11:15 AM
Trading the New-Fashioned Way
Has sitting chained to a workstation all day while managing trades lost its appeal? Many traders are saying yes, and, as a result, they're trying autotrading. Autotrading allows a trader to design and test trade entry and exit conditions, plug them into an autotrading platform and walk away. Whenever the entry/exit conditions are met, the trading platform automatically executes the appropriate electronic trade.
But convenience is only part of the story. Some claim autotrading offers other benefits over normal electronic trading to all classes of market participants, including improved execution consistency, reduced cost and a new class of high-frequency trading strategies. It's also argued that autotrading is a natural fit with the mechanical-trading models popular among commodity trading advisers and hedge funds.

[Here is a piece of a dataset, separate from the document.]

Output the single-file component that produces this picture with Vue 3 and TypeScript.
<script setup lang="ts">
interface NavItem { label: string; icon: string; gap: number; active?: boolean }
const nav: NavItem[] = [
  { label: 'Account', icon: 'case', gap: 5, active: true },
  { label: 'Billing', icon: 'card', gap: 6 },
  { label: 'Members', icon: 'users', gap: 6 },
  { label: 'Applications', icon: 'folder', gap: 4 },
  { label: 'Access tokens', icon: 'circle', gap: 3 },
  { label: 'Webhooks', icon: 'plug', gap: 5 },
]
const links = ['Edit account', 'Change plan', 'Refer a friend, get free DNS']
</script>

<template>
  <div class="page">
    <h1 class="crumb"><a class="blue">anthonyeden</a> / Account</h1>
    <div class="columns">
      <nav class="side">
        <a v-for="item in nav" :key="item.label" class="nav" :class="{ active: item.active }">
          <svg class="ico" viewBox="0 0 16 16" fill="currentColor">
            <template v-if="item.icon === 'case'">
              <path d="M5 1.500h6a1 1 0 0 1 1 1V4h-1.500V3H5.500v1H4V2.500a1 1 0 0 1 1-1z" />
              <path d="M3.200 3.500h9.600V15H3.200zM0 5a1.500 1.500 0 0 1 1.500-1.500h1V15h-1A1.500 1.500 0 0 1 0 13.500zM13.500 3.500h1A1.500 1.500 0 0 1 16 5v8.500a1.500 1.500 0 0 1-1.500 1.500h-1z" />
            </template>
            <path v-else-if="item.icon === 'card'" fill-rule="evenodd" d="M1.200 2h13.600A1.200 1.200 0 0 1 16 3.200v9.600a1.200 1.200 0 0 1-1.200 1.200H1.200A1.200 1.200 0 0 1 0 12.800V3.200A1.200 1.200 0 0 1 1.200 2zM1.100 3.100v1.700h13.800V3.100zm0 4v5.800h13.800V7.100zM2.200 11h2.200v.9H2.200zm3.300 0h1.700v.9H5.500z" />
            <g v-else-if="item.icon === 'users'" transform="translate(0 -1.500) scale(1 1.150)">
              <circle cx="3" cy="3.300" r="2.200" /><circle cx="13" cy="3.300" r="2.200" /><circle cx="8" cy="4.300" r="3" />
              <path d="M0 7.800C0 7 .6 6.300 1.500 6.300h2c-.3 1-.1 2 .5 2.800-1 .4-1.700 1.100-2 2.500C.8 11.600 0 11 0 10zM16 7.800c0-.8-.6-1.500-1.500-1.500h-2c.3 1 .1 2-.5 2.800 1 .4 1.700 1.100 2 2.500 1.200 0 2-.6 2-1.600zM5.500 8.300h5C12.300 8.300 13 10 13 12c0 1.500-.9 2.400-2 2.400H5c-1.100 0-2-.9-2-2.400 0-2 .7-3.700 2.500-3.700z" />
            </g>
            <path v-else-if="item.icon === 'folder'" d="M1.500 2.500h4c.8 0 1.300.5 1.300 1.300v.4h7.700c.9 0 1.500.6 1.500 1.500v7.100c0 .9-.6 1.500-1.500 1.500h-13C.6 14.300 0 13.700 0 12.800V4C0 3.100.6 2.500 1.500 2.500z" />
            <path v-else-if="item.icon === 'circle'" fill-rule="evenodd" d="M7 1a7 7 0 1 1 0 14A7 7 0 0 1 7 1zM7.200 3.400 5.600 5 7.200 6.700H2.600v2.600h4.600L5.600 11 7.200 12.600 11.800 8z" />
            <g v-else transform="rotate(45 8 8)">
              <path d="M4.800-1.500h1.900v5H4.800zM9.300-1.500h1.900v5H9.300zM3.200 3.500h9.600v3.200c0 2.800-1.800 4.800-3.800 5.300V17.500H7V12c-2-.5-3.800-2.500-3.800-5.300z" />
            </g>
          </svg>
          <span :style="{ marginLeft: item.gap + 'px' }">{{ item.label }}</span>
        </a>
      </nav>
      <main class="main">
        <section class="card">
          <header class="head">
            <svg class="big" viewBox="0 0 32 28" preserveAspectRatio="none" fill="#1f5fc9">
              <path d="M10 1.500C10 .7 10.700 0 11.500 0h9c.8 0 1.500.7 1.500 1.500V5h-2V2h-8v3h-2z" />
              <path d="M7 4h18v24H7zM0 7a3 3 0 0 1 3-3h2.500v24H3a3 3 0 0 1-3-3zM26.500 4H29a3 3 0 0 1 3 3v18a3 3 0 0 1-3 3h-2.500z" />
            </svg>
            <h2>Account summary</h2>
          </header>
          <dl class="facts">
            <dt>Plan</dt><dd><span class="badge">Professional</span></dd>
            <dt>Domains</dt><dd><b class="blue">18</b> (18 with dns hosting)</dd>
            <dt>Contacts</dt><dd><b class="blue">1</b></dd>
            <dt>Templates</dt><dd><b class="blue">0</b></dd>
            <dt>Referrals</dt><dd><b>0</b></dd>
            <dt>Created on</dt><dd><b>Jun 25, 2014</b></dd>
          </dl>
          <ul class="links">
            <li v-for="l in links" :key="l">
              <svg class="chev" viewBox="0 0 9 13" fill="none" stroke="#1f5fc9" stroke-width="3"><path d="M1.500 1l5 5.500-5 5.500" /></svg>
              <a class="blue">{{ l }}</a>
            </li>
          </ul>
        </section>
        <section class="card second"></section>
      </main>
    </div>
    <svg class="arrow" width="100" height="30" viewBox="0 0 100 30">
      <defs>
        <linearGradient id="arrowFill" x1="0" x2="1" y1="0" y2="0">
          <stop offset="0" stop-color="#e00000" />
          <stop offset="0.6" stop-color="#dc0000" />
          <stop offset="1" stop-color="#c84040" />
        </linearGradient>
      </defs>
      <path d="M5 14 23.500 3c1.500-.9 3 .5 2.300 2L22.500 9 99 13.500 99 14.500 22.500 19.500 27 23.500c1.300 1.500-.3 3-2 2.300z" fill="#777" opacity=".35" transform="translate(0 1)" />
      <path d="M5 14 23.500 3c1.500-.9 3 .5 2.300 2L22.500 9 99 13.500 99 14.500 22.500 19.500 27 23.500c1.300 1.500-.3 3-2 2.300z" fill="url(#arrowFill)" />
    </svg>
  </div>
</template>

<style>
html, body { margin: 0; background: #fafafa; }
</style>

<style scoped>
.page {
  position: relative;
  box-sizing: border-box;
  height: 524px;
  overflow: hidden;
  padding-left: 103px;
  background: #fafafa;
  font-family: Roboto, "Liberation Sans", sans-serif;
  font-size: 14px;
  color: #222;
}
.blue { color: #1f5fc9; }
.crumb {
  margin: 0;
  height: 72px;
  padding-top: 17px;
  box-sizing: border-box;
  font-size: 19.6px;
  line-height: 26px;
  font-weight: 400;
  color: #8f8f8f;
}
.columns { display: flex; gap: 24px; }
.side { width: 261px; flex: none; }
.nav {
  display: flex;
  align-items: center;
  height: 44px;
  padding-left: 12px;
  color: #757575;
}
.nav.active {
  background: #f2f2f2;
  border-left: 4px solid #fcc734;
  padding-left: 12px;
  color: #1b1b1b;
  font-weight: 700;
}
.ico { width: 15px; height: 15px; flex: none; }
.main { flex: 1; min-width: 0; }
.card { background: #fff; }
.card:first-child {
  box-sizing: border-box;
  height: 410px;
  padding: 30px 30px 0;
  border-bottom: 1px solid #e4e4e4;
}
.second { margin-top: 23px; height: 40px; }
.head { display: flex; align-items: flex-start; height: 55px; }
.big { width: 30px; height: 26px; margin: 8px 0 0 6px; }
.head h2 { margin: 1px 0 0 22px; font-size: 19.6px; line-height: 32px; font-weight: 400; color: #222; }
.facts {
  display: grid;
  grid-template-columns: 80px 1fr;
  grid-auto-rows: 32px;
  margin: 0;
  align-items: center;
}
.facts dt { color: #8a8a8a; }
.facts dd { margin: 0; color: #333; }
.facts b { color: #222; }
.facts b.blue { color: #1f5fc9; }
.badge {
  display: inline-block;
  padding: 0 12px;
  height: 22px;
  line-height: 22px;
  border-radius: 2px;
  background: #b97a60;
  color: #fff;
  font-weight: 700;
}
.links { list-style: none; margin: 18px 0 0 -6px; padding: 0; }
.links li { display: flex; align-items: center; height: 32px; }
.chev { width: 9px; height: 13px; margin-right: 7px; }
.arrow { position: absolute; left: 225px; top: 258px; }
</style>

In the case of retail traders, the consistency of trade execution that autotrading may offer is seen as a major attraction.
In the professional space, one major attraction to automated trading is reduced cost, since the human trader is no longer needed. In practice, it isn't as simple as that, since an important part of the professional trader's skill set lies in finessing large orders to minimize slippage (being filled at a different price to that prevailing at the time the order is entered).

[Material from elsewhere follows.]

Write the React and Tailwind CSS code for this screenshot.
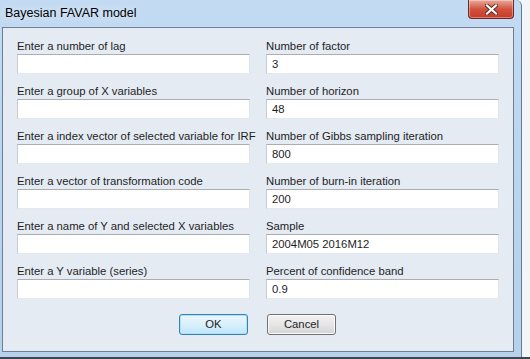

However, Dmitry Bourtov, manager of the hedge fund Solaris, has found autotrading works well in replacing human expertise. "We have our own proprietary technology that we are using to autotrade a test account across several markets prior to using it within the fund," he says. "In some of those markets there is liquidity, but not in great size, which could cause us slippage problems. However, we have found that by running multiple versions of the same trading model, each with slightly different parameter sets, the autotrader can achieve a similar effect to that of a human trader finessing a large order."
Autotrading also appeals to traders by opening up a new world of high-frequency trading. The physical limit to the number of positions a human trader can open and monitor don't apply to an autotrader, so it becomes possible to enter and exit multiple positions quickly.
The trading model being tested by Bourtov's Solaris Fund generates up to 200 trades a day across multiple markets. However, Bourtov sees the potential for automated trading models of far higher frequency than that.
"There is one trading model we have developed that generates about 10 orders per minute," he says. "However, although the model would be profitable we cannot actually trade it, as there is currently too much latency in the path and systems between ourselves and the exchanges."
Automated trading can also breathe new life into existing trading models, as One World Futures Fund LP, a commodity pool based in North Carolina discovered. "We were originally trading on a medium-term-position basis," says Mike Chalek, who developed the original trading model used by the pool. "Though it had produced good results over more than 20 years, we found that increased overnight volatility post-Sept. 11 was proving problematic. However, although we were confident that day trading the model would address this, the volume of trades generated would be unmanageable for a human trader."
After an extensive search, One World decided to use the autotrading platform produced by Tel Aviv-based Strategy Runner. The technology is installed on a server at the customer's broker. Strategy Runner and the broker's clearing firm assume the responsibility of monitoring the software and hardware. For example, if an exchange goes down, this will skew the price data that feed most mechanical trading models, so in the event of an outage, Strategy Runner will automatically pull all outstanding auto trade orders and close any open positions.
This approach seems to have found favor with One World. "We don't have to worry about redundant power and backup lines, which is great," says Chalek.